My problem with this is that it seemed very sanitized, very PC, very scrubbed clean and there is nothing clean or orderly about Depression.
Is Depression a mood disorder? Yes, but lets call a spade a spade shall we? Depression is a MENTAL ILLNESS. Say it. Say it often, roll it around in your mouth until it feels familiar. Stop being afraid of these two words. Stop shying away from this term. We as sufferers have learned to use it without attaching stigma to it and so should everyone else. This woman didn't have Leprosy, she had Depression. It doesn't need to be dumbed down or sugar coated. It certainly wasn't sugar coated for her when she was suffering from it. She killed herself. Her Depression made her life so unbearable, so unspeakable, she was so desperate, she suffered so much that suicide, to her, seemed like the only option. Don't you dare sugar coat or undermine what she went through.
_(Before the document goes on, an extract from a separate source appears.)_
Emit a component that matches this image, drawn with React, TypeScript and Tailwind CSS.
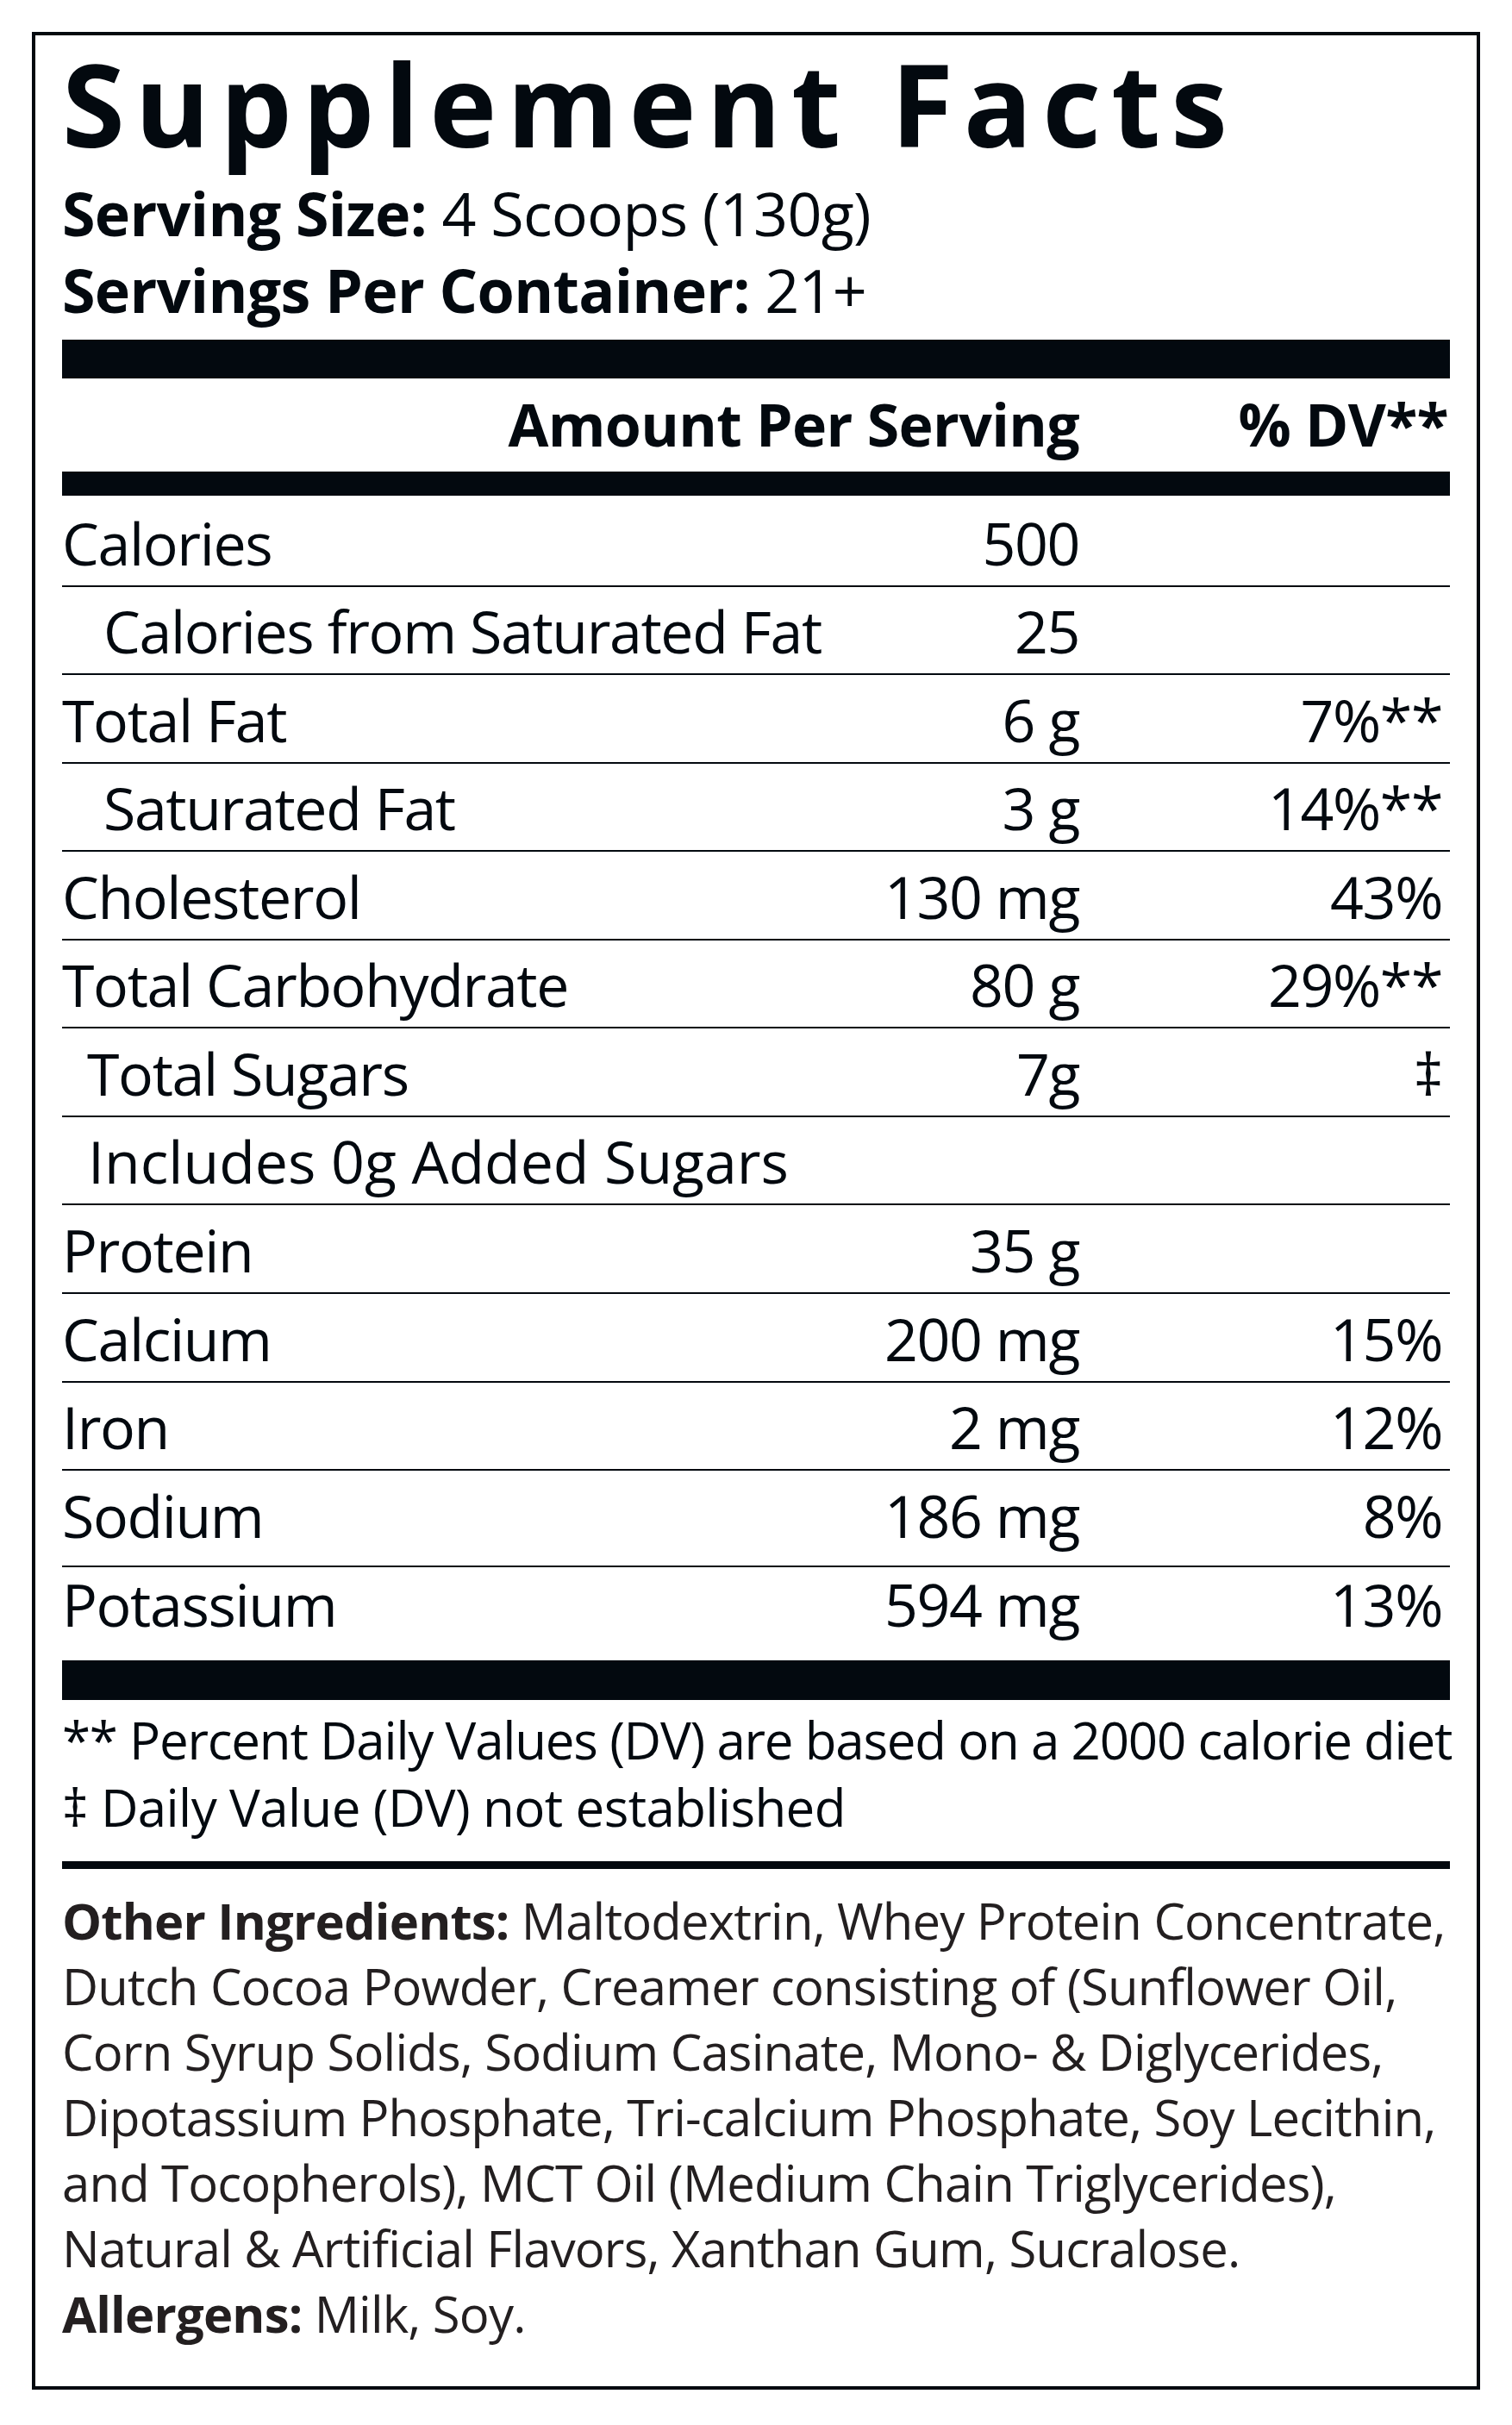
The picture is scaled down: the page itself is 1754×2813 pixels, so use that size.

You see, as a mentally ill person, I find the sanitizing and politically correct scrubbing of the struggles we go through on a daily basis an insult. It represents that what we go through is somehow less painful or less ugly or more acceptable.
This woman didn't die from Depression. She committed suicide. There, I said it. I know it is hard for other people to hear that word, or read that word, or understand that word but you can not and should not whitewash that word into something less awful, less devastating. Because there is nothing beautiful or soothing about suicide. Yes, Depression is the reason she killed herself but say that. Don't over look the choice she made and the horrors she faced by saying she died from Depression and not explain what it made her do. If for some reason, you can not bring yourself to say the word suicide then simply say she lost her battle with Depression.
Look, I am sorry that the words mental illness and suicide make other people uncomfortable. You should try living with them and see how uncomfortable that is. The point is, we don't have time to scrub away the ugly thoughts about these two words. Mental illness and suicide are ugly. We should know. In a country where suicide takes away somebody's loved one every 13 minutes, I hardly think we need to waste time trying to sanitize something that needs to be talked about openly because only then can we get real and start making changes to a broken system that allows good people to fall through the cracks. This system is damaged and defunct and until we start looking at this problem as an actual problem nothing will change and it has to. Suicide is 100% preventable. And yet we as a society are too afraid to look into the dark abyss where it dwells because we are scared. Our society is cowardly when it comes to anything that deals with mental illness or suicide and it is proven and reiterated every single time this subject comes up. Because they white wash it. They sweep it under the rug. They look for other excuses. Or like in this case, they simply exclude these three words altogether.
If you want to help us, if you want to change the system than you have to stop making excuses. You have to stop shying away form reality. A reality that all of us that suffer are very familiar with. You have to say words like mental illness, pain, suicide and you have to own them when you speak. You have to look people in the eye when talking about them. You have to stop promoting the stigma with your fear and be fearless. After all, we are fearless when talking about these things because we have no choice and if you want to be part of the solution than you have no choice either. We are not a side line. We are not a cutline. It is not a sidebar. It is the story. We are the story. We are real and our suffering is real and we deserve to have it talked about it, exactly like how it is. No sanitizing, no white washing, no scrubbing clean.......you cannot diminish the pain of mental illness by minimizing it's affects so you are less uncomfortable with the reality of it.